Let’s add perftools to our shell environment:
$ module load /home/tushar/perftools/perftools-1.2.1/perftools
You may also want to add the above command to our .login
or .profile
.
At this point, we have hpcrun-flat
in our PATH
:
$ hpcrun-flat -V
hpcrun-flat: A member of HPCToolkit, version 5.4.0
You will also find hpcrun2json
in your PATH
. This script will
convert the binary hpcrun-flat
output into json, suitable for
upload to PerfBrowser Cloud.
Download and build mpiwave
$ mkdir mpiwave; cd mpiwave
$ curl https://computing.llnl.gov/tutorials/mpi/samples/C/mpi_wave.c | sed /draw_wave/d > mpi_wave.c
$ mpicc -g -O2 -o mpi_wave mpi_wave.c -lm
We use sed
to remove references to a draw_wave
function, which is not pertinent to this study.
Run mpiwave under hpcrun-flat
Running the program under hpcrun-flat
is simple. Note, at present
hpcrun2json
can only handle single-event measurements with hpcrun-flat
.
So, in the command-line below, we measure PAPI_TOT_CYC
, with a sampling
period of 99999/second. You can increase the period for longer runs.
-tall
combines all the thread profiles for a process into a single
shared profile. At present, we cannot handle individual thread profiles.
$ cd mpiwave
$ mpirun -np 16 hpcrun-flat -e PAPI_TOT_CYC:99999 -tall ./mpi_wave
Starting mpi_wave using 16 tasks.
Using 800 points on the vibrating string.

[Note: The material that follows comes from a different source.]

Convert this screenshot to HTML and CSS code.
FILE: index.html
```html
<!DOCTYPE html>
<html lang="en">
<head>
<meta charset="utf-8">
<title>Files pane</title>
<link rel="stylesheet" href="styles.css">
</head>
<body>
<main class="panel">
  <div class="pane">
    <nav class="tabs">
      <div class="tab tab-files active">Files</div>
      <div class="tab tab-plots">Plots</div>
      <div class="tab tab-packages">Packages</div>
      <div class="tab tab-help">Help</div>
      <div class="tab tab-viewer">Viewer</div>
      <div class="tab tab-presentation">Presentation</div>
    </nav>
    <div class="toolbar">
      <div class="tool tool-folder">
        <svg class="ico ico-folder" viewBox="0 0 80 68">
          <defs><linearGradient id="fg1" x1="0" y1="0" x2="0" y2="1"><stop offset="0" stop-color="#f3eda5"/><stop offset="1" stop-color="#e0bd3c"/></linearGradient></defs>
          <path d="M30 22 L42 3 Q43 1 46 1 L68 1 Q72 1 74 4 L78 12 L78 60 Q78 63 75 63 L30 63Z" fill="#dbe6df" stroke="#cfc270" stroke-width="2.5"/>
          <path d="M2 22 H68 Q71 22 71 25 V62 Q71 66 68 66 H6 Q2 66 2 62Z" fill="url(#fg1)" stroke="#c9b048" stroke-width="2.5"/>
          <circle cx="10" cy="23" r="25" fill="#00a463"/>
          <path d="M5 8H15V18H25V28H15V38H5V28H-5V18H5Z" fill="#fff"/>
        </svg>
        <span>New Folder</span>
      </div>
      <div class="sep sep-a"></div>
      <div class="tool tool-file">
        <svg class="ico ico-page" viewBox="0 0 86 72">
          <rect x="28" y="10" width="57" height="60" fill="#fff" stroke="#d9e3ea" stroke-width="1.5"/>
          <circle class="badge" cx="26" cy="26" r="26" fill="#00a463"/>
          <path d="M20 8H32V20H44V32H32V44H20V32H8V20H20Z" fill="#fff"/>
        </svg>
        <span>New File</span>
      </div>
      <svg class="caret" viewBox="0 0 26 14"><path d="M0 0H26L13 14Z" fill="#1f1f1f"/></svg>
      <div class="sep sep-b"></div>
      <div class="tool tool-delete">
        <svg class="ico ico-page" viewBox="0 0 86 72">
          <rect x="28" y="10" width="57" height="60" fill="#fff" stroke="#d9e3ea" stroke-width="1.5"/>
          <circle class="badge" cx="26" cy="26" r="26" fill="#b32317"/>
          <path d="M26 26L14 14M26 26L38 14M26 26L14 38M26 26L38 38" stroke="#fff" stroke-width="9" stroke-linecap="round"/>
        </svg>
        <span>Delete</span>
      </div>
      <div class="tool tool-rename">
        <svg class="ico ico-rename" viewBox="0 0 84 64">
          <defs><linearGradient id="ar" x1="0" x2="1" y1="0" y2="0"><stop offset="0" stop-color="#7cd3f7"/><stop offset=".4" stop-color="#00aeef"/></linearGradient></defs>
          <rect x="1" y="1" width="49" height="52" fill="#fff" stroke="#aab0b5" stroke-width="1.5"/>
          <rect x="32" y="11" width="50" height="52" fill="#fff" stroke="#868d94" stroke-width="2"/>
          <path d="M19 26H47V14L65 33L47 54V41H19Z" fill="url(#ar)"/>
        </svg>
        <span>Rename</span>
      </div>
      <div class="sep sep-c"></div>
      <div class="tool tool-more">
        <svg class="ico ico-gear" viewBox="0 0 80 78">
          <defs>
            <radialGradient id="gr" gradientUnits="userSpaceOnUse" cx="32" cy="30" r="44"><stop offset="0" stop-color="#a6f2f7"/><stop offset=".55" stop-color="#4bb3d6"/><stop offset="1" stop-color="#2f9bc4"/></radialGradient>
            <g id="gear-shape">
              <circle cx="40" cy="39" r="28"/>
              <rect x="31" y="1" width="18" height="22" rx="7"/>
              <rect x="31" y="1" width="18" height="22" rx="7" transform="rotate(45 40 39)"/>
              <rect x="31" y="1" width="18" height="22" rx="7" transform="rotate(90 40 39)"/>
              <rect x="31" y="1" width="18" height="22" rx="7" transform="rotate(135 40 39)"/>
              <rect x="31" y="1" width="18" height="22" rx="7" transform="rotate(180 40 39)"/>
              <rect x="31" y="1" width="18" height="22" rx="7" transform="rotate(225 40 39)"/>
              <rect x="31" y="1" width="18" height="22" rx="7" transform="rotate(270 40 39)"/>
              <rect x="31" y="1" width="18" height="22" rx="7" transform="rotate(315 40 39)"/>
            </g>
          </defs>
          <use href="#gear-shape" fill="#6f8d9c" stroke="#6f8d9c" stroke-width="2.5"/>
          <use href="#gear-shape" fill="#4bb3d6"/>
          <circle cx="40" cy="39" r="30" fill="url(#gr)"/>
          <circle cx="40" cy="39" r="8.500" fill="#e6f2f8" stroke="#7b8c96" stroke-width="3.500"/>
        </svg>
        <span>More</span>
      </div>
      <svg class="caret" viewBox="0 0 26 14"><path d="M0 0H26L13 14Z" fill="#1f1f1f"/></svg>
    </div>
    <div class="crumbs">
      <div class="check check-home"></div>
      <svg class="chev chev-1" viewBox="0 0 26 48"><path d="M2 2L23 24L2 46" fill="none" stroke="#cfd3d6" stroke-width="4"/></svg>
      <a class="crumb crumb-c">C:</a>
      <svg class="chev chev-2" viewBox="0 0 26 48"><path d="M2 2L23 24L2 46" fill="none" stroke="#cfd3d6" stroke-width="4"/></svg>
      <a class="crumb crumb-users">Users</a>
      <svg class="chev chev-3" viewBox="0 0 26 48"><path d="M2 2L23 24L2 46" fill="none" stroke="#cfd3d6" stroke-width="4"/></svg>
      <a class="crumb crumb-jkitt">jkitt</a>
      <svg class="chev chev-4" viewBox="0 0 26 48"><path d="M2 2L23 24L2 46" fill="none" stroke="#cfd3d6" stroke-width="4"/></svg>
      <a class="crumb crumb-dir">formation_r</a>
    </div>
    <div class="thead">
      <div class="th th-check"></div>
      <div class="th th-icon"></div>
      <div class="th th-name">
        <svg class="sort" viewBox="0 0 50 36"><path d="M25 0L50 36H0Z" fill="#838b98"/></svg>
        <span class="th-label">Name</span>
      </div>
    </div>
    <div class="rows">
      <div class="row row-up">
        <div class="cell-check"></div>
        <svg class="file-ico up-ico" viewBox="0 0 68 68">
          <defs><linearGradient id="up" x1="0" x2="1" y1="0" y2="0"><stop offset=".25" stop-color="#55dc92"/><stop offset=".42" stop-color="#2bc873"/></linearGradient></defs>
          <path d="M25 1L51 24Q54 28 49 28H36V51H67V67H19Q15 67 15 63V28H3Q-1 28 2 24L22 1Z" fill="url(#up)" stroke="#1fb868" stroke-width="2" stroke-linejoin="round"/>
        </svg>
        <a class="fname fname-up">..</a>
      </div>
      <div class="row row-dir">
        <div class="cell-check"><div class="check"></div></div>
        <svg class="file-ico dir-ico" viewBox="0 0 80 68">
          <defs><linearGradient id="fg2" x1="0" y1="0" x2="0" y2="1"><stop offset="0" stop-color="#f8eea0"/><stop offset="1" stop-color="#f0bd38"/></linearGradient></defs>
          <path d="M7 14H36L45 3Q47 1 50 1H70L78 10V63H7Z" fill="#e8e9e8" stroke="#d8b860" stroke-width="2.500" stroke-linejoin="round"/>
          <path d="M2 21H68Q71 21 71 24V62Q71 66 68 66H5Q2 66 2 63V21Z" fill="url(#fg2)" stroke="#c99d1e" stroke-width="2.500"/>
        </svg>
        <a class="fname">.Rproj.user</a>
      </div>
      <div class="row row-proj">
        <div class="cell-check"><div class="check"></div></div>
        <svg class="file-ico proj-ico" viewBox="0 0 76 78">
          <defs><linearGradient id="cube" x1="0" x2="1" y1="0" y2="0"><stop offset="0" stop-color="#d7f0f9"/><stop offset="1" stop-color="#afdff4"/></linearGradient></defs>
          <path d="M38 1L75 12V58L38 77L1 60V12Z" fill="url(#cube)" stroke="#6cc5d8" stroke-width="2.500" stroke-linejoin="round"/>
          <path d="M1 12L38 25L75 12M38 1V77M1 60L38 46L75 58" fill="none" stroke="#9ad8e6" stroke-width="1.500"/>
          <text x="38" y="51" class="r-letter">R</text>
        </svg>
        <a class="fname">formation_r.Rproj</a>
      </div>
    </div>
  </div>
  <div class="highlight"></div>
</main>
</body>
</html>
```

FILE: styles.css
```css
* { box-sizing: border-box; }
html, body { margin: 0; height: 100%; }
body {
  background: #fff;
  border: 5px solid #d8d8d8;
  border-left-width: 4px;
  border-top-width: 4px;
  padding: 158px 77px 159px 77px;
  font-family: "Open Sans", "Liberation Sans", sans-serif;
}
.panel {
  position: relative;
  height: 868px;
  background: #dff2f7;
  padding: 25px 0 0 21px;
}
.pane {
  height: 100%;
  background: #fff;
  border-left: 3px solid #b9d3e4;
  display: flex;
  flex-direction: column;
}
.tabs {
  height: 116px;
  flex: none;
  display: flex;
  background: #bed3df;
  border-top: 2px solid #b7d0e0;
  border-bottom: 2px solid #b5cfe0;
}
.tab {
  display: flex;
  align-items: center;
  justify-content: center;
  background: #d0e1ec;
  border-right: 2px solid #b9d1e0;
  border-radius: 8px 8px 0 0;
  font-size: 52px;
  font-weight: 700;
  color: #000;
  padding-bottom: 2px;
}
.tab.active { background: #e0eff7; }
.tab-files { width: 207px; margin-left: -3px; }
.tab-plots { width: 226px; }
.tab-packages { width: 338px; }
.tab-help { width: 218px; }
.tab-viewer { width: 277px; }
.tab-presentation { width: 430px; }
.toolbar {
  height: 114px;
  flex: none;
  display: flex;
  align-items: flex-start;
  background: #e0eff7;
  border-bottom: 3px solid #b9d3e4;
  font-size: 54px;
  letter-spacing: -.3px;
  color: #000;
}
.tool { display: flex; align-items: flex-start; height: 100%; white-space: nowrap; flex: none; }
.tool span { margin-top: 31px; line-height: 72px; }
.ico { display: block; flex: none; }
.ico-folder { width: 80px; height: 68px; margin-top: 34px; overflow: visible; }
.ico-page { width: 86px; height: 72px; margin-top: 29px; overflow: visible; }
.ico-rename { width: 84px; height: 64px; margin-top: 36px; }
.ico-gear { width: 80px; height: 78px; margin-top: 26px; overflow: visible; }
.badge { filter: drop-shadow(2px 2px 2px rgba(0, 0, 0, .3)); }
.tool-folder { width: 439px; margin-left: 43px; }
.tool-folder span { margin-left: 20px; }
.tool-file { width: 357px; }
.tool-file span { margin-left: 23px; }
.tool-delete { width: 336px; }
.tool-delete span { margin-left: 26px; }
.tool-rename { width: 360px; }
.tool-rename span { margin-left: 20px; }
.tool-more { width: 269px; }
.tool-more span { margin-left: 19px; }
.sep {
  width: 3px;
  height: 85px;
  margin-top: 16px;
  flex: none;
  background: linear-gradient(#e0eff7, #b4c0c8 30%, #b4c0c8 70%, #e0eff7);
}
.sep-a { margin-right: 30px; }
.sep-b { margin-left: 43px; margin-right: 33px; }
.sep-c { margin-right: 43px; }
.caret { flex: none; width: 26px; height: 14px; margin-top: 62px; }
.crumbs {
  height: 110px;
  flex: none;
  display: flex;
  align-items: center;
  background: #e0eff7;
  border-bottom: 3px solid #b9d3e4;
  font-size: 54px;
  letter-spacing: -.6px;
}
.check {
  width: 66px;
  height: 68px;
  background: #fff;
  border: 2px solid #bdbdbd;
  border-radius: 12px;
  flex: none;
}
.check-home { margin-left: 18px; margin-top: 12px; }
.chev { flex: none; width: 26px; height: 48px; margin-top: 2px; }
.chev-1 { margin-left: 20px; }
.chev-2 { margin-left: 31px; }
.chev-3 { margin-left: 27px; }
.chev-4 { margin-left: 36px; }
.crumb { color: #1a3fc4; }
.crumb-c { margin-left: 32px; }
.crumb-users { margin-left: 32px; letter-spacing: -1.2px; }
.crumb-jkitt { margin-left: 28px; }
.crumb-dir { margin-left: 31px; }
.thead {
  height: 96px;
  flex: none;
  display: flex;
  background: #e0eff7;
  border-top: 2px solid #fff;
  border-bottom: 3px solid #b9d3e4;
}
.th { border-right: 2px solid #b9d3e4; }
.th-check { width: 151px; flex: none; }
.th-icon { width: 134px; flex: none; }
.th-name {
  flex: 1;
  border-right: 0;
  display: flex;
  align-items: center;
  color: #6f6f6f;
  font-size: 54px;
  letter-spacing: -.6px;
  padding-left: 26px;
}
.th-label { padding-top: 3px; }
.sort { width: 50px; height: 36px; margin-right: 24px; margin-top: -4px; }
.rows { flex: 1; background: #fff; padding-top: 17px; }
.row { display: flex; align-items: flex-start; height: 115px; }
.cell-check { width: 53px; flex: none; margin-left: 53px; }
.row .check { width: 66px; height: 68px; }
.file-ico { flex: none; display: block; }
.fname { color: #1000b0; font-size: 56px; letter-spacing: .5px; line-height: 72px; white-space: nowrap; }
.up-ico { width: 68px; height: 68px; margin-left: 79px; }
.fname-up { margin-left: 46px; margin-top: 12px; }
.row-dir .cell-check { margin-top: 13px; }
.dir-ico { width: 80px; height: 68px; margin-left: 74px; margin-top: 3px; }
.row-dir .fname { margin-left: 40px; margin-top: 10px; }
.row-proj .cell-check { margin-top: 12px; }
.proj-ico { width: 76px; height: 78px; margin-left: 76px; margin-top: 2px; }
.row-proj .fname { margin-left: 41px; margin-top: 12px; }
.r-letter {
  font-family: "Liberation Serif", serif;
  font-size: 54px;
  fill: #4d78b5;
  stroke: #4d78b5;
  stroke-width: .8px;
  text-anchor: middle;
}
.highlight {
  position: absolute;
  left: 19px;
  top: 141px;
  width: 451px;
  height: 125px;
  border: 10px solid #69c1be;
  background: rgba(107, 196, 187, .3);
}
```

Enter number of time steps (1-10000):
10000
...
Once the run finishes, hpcrun-flat
will create one profile per process,
so a total of 16 profiles for this run.
$ ls *.hpcrun-flat*
mpi_wave.hpcrun-flat.gulftown.31791.0x0 mpi_wave.hpcrun-flat.gulftown.31807.0x0
mpi_wave.hpcrun-flat.gulftown.31793.0x0 mpi_wave.hpcrun-flat.gulftown.31809.0x0
mpi_wave.hpcrun-flat.gulftown.31795.0x0 mpi_wave.hpcrun-flat.gulftown.31811.0x0
mpi_wave.hpcrun-flat.gulftown.31797.0x0 mpi_wave.hpcrun-flat.gulftown.31813.0x0
mpi_wave.hpcrun-flat.gulftown.31799.0x0 mpi_wave.hpcrun-flat.gulftown.31815.0x0
mpi_wave.hpcrun-flat.gulftown.31801.0x0 mpi_wave.hpcrun-flat.gulftown.31817.0x0
mpi_wave.hpcrun-flat.gulftown.31803.0x0 mpi_wave.hpcrun-flat.gulftown.31819.0x0
mpi_wave.hpcrun-flat.gulftown.31805.0x0 mpi_wave.hpcrun-flat.gulftown.31820.0x0
You may also want to run hpcstruct
to generate loop information from the binary,
although we won’t be needing it for this experiment.
$ hpcstruct mpi_wave
$ ls *.hpcstruct
mpi_wave.hpcstruct
Uploading hpcrun-flat data to PerfBrowser Cloud
To view the hpcrun-flat
profiles in PerfBrowser Cloud, we need the output to be in
JSON format. hpcrun2json
will accomplish that.
If you haven’t done so, sign up for a free-trial PerfBrowser Cloud account. If you login using OAuth, make sure you set a new password. You will need it with pbctl
.
Make sure your pbctl
binary is setup. If not, it’s easy:
$ curl -s https://raw.githubusercontent.com/tushar-mohan/pbctl/master/pbctl -o $HOME/bin/pbctl
$ chmod +x $HOME/bin/pbctl
$ pbctl version
1.1.4
The first time you use pbctl
, you will need to authenticate using your
PerfBrowser Cloud login and password:
$ pbctl login
Username or email: test123@example.com
Password:
Login successful (token saved)
Now let’s upload:
$ hpcrun2json *.hpcrun-flat.*| pbctl import
Events (1): PAPI_TOT_CYC
Ranks: 16
Uploading 111658 bytes..
{
"id": 8,
"info": {
"nranks": 16
},
"name": "MKRZJNHQBG",
"userId": 1,
"webUrl": "https://perfbrowser.perftools.org/static/index.html#/jobs/8"
}
import of - successful
Visualizing in PerfBrowser Cloud
Copy-paste the URL emitted by pbctl import
in a browser
The view shows PAPI_TOT_CYC
(a measure of user cycles) spent in different modules
by each task. It’s interesting that rank 0
has the least user cycles. Clearly, the
work is done by other ranks. Also, you will see more than 50% of the time is spent
in the calls within the openmpi library
.
If you select file
option radio button, you will see a breakup by file as below.
The proc
corresponds to profiling by functions.